Recently I observed an issue with bringing up SQL Services in a clustered environment. In this particular Windows Failover Cluster, there are two instances of SQL Server that typically run on the same physical node in the cluster. All of the clustered services ran without issue on the primary node. When the instances were failed over to the second node, the SQL Server services would start, but the SQL Agent services would not start. Failover Cluster Manager was reporting Error 422 bringing resource online. Our investigation efforts ended up being fruitless as there was no additional detail reported in Failover Cluster Manager or the Event Log. There was no also SQLAGENT.OUT log file generated for that particular service start attempt.
Without any additional detail into the issue, we decided to see what would happen if we tried to start the services manually through the Windows Services console. This is when we discovered the issue. Someone had decided to be “helpful” and had reset the services to Disabled.

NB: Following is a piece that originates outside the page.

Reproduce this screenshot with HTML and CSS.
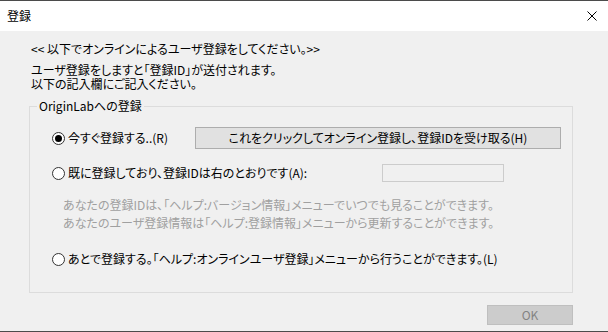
FILE: index.html
```html
<!DOCTYPE html>
<html lang="ja">
<head>
<meta charset="utf-8">
<title>登録</title>
<link rel="stylesheet" href="styles.css">
</head>
<body>
<div class="window">
  <div class="titlebar">
    <span class="title">登録</span>
    <svg class="close" width="10" height="10" viewBox="0 0 10 10"><path d="M0.5 0.5 L9.5 9.5 M9.5 0.5 L0.5 9.5" stroke="#000" stroke-width="1" fill="none"/></svg>
  </div>
  <div class="client">
    <p class="intro">&lt;&lt; 以下でオンラインによるユーザ登録をしてください。&gt;&gt;</p>
    <p class="note">ユーザ登録をしますと「登録ID」が送付されます。<br>以下の記入欄にご記入ください。</p>
    <div class="group">
      <span class="legend">OriginLabへの登録</span>
      <div class="row row1">
        <label class="radio"><span class="dot checked"></span>今すぐ登録する..(R)</label>
        <button class="btn-online">これをクリックしてオンライン登録し、登録IDを受け取る(H)</button>
      </div>
      <div class="row row2">
        <label class="radio"><span class="dot"></span>既に登録しており、登録IDは右のとおりです(A):</label>
        <span class="idbox"></span>
      </div>
      <div class="hints">
        <p>あなたの登録IDは、「ヘルプ:バージョン情報」メニューでいつでも見ることができます。</p>
        <p>あなたのユーザ登録情報は「ヘルプ:登録情報」メニューから更新することができます。</p>
      </div>
      <div class="row row3">
        <label class="radio"><span class="dot"></span>あとで登録する。「ヘルプ:オンラインユーザ登録」メニューから行うことができます。(L)</label>
      </div>
    </div>
    <div class="footer">
      <button class="btn-ok">OK</button>
    </div>
  </div>
</div>
</body>
</html>
```
FILE: styles.css
```css
* { box-sizing: border-box; }
html, body { margin: 0; padding: 0; }
body {
  width: 608px;
  height: 332px;
  font-family: "Noto Sans CJK JP", "Noto Sans", sans-serif;
  font-size: 12px;
  font-feature-settings: "palt";
  color: #000;
  background: #f0f0f0;
}
p { margin: 0; }
.window {
  width: 608px;
  height: 332px;
  display: flex;
  flex-direction: column;
  border-top: 1px solid #4b4b4b;
  border-bottom: 1px solid #4b4b4b;
}
.titlebar {
  height: 30px;
  flex: none;
  background: #fff;
  display: flex;
  align-items: center;
  justify-content: space-between;
  padding: 0 11px 0 7px;
}
.title { font-size: 12px; line-height: 14px; }
.close { display: block; }
.client {
  flex: 1;
  background: #f0f0f0;
  padding: 11px 35px 0 29px;
  display: flex;
  flex-direction: column;
}
.intro { line-height: 13px; margin-left: 2px; }
.note { line-height: 14px; margin: 8px 0 0 2px; }
.group {
  position: relative;
  margin-top: 15px;
  height: 187px;
  flex: none;
  border: 1px solid #dcdcdc;
  padding: 20px 11px 0 22px;
}
.legend {
  position: absolute;
  left: 7px;
  top: -8px;
  line-height: 14px;
  padding: 0 2px;
  background: #f0f0f0;
}
.row { display: flex; align-items: center; }
.row1 { height: 22px; }
.row2 { height: 18px; margin-top: 15px; }
.row3 { height: 14px; margin-top: 20px; }
.radio { display: flex; align-items: center; line-height: 14px; white-space: nowrap; }
.dot {
  width: 13px;
  height: 13px;
  border-radius: 50%;
  border: 1px solid #333;
  background: #fff;
  margin-right: 3px;
  position: relative;
  flex: none;
}
.dot.checked::after {
  content: "";
  position: absolute;
  left: 2px;
  top: 2px;
  width: 7px;
  height: 7px;
  border-radius: 50%;
  background: #000;
}
.btn-online {
  margin-left: auto;
  width: 366px;
  height: 22px;
  border: 1px solid #adadad;
  background: #e1e1e1;
  font: inherit;
  font-feature-settings: "palt";
  color: #000;
  padding: 0;
  line-height: 18px;
}
.idbox {
  margin-left: auto;
  margin-right: 57px;
  width: 122px;
  height: 18px;
  border: 1px solid #cccccc;
  background: #f0f0f0;
}
.hints { margin: 14px 0 0 11px; color: #a0a0a0; }
.hints p { line-height: 18px; }
.footer {
  display: flex;
  justify-content: flex-end;
  margin-top: 12px;
}
.btn-ok {
  width: 86px;
  height: 20px;
  border: 1px solid #bfbfbf;
  background: #cccccc;
  color: #838383;
  font: inherit;
  padding: 0;
  line-height: 18px;
}
```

I can only imagine that the thought process included: “The services don't normally run on this node in the cluster, so they don't ever need to run on this node, right?”

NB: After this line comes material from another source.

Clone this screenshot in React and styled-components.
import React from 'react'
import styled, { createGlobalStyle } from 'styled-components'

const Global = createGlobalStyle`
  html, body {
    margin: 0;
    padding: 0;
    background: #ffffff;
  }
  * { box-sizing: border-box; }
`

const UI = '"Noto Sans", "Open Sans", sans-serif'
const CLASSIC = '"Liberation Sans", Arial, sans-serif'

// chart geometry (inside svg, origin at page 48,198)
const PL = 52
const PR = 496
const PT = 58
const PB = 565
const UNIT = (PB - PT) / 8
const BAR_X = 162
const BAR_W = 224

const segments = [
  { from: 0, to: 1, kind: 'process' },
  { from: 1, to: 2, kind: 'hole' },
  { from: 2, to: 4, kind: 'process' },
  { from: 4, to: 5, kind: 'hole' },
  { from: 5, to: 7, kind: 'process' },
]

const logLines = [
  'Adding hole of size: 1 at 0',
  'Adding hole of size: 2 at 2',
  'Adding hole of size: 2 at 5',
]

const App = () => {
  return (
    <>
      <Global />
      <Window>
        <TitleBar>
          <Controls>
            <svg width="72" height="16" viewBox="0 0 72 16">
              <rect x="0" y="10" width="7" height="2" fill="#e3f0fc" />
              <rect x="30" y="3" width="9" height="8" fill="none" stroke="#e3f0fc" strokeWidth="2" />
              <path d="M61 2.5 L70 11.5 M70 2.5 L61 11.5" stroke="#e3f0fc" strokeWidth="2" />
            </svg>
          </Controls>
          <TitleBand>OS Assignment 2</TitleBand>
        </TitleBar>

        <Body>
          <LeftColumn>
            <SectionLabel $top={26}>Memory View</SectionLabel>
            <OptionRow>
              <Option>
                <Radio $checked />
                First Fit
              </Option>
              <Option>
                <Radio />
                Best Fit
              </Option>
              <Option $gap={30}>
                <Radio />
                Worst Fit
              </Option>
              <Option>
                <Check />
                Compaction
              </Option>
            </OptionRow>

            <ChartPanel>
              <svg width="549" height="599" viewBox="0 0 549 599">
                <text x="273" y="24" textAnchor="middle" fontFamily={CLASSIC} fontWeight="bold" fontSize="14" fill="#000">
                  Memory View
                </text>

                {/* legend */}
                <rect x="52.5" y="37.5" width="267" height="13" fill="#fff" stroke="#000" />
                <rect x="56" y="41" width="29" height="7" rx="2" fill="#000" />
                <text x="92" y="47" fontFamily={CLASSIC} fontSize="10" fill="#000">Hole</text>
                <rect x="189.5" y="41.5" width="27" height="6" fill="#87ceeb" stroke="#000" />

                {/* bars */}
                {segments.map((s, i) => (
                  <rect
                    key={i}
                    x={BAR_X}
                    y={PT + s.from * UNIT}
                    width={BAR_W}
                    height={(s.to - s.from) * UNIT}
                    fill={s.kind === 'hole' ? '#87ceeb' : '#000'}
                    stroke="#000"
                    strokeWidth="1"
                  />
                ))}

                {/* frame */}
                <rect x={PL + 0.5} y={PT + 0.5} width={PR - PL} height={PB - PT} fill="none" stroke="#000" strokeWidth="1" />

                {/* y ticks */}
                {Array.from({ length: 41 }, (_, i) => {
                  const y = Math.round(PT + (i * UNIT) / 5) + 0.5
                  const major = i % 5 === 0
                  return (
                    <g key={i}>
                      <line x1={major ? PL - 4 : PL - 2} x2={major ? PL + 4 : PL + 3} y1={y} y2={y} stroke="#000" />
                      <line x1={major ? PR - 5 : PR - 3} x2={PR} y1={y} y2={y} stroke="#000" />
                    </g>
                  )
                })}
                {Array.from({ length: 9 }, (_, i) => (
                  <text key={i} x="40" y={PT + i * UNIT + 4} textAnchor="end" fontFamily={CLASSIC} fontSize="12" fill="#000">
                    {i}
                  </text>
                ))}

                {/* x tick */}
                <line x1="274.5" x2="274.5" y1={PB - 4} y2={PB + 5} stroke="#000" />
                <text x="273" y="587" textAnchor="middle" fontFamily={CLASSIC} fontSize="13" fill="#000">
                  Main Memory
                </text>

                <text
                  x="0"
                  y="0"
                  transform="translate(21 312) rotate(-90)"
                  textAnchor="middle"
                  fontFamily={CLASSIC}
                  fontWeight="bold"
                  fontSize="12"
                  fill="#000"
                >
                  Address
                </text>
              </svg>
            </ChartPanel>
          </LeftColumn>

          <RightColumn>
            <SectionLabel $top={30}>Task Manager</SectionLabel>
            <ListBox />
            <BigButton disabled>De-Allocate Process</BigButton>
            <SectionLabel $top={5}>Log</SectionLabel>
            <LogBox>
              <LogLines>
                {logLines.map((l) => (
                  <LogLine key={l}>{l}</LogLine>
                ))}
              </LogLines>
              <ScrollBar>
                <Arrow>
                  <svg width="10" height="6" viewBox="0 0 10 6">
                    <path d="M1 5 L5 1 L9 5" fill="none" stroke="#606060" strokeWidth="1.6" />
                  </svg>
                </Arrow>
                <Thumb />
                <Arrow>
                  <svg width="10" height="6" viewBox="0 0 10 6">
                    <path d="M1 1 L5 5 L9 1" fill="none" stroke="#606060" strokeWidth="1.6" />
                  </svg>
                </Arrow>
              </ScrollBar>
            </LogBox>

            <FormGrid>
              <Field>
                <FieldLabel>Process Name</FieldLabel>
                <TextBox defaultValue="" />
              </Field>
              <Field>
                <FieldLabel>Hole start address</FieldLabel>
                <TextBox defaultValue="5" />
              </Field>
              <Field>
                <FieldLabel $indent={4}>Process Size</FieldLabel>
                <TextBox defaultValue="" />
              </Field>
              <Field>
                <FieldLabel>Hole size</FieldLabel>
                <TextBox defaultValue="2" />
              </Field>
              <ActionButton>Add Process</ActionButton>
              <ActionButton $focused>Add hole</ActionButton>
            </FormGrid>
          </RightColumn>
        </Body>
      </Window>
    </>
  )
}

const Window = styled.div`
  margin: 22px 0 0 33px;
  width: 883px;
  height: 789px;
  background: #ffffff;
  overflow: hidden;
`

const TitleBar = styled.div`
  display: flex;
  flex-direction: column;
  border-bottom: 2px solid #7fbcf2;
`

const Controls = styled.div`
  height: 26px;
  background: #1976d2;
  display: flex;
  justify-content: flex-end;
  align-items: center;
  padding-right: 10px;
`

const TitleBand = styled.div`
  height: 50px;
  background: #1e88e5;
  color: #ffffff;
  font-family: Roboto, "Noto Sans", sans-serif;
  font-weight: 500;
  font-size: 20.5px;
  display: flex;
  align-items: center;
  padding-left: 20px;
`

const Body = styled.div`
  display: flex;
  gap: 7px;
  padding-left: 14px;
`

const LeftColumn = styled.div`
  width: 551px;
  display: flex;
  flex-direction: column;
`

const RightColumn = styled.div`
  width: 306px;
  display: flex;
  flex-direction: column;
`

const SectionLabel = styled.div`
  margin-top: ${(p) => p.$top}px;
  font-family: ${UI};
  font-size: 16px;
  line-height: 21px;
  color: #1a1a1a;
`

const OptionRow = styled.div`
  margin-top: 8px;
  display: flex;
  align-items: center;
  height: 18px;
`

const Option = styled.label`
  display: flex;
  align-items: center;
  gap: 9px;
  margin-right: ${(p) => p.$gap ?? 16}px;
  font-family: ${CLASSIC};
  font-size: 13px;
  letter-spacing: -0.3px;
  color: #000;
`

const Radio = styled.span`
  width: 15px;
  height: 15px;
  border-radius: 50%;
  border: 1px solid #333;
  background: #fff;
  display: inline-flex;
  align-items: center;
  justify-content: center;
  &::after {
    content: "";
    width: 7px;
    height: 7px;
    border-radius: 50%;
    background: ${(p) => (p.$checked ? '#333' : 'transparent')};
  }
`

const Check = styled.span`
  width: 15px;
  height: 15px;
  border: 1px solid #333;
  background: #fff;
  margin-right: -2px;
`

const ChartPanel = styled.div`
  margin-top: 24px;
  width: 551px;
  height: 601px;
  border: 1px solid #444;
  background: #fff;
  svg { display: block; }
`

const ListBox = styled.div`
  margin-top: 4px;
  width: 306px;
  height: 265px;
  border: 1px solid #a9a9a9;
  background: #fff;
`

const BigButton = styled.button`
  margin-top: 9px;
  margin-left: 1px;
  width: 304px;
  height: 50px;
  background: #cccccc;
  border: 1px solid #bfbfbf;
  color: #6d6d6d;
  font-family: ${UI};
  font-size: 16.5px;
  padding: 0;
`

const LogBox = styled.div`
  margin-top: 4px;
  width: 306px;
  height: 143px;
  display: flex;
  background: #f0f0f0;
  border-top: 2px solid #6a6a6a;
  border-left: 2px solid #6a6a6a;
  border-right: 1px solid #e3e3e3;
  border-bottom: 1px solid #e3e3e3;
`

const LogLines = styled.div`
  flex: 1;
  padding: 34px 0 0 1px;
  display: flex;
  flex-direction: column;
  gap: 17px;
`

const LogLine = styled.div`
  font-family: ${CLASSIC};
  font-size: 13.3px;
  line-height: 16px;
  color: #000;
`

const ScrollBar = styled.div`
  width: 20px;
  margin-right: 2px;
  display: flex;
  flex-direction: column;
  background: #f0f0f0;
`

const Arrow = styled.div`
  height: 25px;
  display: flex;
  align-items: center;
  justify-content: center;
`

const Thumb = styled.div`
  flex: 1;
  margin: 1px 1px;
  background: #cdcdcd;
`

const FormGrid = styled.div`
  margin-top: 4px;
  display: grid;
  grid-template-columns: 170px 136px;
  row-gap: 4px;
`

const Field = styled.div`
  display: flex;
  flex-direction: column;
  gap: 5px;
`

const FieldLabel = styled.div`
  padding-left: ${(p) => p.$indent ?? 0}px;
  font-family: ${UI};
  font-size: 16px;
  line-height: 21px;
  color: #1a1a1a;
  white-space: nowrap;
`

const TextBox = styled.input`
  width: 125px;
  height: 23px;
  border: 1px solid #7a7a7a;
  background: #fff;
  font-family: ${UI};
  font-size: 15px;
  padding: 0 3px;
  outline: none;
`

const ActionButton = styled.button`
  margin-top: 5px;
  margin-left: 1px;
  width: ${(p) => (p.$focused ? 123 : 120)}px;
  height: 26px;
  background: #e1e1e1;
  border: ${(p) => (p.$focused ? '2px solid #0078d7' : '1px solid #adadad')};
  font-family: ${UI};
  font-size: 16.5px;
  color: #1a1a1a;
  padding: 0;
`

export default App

Once the SQL Agent services were reset to Manual (they should not be set to Automatic in a Windows Failover Cluster), we were able to bring the clustered SQL Agent services online through Failover Cluster Manager without issue and the cluster reported that it was completely healthy.
There are a few other scenarios that can cause this issue, but hopefully this helps if you also have someone “helpful” reset your clustered services to Disabled.